— Start Dataset records —

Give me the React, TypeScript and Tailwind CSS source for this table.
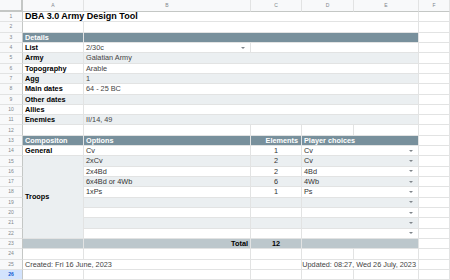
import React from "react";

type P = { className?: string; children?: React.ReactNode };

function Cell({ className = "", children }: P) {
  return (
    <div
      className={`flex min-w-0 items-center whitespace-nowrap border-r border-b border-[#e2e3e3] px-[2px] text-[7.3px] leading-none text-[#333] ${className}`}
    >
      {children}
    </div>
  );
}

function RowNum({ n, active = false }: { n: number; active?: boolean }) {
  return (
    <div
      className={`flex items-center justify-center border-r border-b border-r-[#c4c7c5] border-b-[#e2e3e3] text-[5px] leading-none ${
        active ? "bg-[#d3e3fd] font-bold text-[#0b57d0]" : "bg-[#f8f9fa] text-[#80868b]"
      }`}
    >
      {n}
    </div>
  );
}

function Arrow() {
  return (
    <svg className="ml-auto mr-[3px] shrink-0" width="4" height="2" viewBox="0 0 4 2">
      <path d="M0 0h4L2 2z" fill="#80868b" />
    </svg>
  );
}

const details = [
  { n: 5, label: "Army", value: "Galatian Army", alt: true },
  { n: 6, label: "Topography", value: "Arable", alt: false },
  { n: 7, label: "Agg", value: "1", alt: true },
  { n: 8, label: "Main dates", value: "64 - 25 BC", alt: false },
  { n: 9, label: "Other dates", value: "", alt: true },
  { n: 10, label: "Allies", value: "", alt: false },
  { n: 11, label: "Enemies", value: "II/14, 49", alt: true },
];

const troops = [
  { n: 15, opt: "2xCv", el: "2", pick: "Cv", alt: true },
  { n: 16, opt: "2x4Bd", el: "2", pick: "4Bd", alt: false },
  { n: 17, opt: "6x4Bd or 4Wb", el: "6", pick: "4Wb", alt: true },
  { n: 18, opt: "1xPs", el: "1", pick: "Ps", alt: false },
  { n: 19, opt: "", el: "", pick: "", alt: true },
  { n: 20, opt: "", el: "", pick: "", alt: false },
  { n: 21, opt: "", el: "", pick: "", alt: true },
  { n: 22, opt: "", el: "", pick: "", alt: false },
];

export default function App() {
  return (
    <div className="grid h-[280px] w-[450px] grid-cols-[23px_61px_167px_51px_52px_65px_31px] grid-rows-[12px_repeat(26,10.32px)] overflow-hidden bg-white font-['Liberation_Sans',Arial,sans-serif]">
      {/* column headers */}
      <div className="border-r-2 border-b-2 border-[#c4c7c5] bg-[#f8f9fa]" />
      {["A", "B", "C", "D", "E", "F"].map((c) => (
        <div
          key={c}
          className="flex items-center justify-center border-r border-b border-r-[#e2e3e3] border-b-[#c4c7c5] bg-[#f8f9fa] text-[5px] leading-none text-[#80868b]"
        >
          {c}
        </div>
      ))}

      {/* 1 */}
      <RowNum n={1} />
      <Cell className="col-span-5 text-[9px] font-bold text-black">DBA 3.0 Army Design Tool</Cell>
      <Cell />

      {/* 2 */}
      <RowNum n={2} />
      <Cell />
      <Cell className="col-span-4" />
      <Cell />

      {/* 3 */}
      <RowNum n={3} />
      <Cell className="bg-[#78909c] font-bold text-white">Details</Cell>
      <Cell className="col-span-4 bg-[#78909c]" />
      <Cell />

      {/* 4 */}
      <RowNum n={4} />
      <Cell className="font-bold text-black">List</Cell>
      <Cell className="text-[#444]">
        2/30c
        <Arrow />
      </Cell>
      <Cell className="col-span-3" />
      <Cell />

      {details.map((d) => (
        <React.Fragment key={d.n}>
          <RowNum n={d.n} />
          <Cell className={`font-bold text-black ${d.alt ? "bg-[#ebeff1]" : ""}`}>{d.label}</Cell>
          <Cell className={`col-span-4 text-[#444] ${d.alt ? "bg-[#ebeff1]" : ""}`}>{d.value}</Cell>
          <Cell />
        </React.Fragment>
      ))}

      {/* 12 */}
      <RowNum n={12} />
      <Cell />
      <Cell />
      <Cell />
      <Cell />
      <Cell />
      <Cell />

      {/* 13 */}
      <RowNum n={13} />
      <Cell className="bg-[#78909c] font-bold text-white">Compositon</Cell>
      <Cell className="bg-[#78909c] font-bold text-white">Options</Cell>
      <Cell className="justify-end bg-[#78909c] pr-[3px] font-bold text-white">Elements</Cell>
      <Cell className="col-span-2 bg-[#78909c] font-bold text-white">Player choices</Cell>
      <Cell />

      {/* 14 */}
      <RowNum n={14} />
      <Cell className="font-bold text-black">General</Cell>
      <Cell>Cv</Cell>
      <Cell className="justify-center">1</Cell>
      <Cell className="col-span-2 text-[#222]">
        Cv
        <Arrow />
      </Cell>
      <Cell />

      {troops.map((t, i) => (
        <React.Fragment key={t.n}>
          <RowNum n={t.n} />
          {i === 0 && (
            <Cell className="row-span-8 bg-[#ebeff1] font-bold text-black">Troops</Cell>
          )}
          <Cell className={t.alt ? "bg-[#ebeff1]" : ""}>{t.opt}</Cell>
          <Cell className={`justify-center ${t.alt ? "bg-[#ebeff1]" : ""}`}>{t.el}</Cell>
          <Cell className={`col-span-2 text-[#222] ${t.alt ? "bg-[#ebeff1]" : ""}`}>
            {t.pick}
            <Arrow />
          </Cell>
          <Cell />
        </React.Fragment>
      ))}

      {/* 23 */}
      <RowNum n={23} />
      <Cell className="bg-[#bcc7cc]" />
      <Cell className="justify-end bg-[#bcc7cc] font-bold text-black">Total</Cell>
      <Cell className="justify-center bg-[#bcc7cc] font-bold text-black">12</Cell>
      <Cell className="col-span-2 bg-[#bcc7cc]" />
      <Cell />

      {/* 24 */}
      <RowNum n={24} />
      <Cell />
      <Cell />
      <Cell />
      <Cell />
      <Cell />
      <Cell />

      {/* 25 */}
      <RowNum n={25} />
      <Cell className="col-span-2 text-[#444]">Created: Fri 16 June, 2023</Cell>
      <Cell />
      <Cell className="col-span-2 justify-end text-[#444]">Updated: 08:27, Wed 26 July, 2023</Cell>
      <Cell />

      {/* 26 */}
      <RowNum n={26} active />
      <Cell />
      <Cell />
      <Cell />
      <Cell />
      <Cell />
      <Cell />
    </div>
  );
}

— End Dataset records —
— Start Dataset records —

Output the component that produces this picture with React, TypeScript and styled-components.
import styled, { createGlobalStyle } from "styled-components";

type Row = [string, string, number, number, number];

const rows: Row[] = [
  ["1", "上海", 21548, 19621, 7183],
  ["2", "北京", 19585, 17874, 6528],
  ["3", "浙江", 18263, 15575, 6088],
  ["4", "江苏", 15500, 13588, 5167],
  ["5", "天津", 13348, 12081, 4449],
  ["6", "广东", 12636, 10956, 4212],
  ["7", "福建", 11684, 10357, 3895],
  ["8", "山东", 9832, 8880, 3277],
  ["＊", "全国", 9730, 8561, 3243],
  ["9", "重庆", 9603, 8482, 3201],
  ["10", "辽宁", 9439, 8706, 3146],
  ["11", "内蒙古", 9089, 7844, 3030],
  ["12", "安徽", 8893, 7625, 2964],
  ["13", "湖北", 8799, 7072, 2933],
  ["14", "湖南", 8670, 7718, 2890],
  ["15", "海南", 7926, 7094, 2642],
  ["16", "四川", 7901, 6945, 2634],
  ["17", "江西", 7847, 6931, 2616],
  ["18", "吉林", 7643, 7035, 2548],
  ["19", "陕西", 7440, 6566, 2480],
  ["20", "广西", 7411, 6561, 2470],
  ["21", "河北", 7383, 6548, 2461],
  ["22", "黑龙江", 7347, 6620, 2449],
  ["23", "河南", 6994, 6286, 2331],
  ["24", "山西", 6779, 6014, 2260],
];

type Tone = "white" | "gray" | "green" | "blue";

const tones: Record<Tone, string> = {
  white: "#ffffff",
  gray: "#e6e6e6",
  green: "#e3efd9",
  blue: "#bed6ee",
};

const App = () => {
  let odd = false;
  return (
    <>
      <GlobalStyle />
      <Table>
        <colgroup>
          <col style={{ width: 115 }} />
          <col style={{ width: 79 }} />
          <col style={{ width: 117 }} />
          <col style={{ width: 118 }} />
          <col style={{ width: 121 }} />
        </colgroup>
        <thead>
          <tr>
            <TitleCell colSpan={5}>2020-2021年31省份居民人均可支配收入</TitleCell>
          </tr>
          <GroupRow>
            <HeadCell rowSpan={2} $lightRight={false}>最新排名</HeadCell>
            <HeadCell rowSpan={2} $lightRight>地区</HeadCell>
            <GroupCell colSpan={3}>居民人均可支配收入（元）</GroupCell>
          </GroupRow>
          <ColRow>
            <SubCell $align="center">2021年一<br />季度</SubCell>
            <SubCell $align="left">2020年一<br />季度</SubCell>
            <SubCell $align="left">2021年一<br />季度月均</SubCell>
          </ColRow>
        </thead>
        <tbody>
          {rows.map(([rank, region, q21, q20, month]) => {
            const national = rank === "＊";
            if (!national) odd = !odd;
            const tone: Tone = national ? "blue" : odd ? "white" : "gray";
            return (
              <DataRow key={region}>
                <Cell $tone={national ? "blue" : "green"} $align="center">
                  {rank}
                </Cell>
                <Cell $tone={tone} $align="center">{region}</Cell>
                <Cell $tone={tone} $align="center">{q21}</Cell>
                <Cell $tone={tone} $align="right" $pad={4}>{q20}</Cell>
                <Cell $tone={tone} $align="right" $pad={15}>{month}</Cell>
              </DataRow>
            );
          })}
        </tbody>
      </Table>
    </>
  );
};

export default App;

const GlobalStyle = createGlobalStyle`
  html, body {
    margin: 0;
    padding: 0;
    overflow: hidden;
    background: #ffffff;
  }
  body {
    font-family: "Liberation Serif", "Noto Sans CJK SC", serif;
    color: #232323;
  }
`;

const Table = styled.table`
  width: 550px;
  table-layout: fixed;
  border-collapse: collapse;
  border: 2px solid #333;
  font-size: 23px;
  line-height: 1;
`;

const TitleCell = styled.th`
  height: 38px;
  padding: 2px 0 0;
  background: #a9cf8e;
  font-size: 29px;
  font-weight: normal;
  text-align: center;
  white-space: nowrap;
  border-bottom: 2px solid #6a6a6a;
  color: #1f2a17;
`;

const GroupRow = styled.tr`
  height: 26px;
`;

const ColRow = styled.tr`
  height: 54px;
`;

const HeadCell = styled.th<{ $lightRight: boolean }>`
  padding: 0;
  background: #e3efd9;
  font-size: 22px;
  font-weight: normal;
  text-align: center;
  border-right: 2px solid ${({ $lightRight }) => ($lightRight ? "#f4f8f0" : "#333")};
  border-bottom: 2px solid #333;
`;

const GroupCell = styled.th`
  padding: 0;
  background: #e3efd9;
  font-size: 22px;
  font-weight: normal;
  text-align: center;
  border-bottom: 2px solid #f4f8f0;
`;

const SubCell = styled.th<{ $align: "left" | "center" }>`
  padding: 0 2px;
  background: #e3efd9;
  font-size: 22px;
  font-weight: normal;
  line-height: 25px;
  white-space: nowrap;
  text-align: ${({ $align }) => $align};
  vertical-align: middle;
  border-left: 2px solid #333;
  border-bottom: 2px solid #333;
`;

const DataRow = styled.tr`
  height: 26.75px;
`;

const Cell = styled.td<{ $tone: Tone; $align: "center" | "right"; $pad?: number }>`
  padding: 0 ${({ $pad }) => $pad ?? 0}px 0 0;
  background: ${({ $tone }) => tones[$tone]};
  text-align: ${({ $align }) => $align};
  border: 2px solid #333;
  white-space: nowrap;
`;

— End Dataset records —

■ **Your objective**:
Copy out exactly the lines from the one with "Output the component" through the one with "type Row = [string, string, number, number, number];", counting both ends, and no other lines.

■ **Result of this task**:
Output the component that produces this picture with React, TypeScript and styled-components.
import styled, { createGlobalStyle } from "styled-components";

type Row = [string, string, number, number, number];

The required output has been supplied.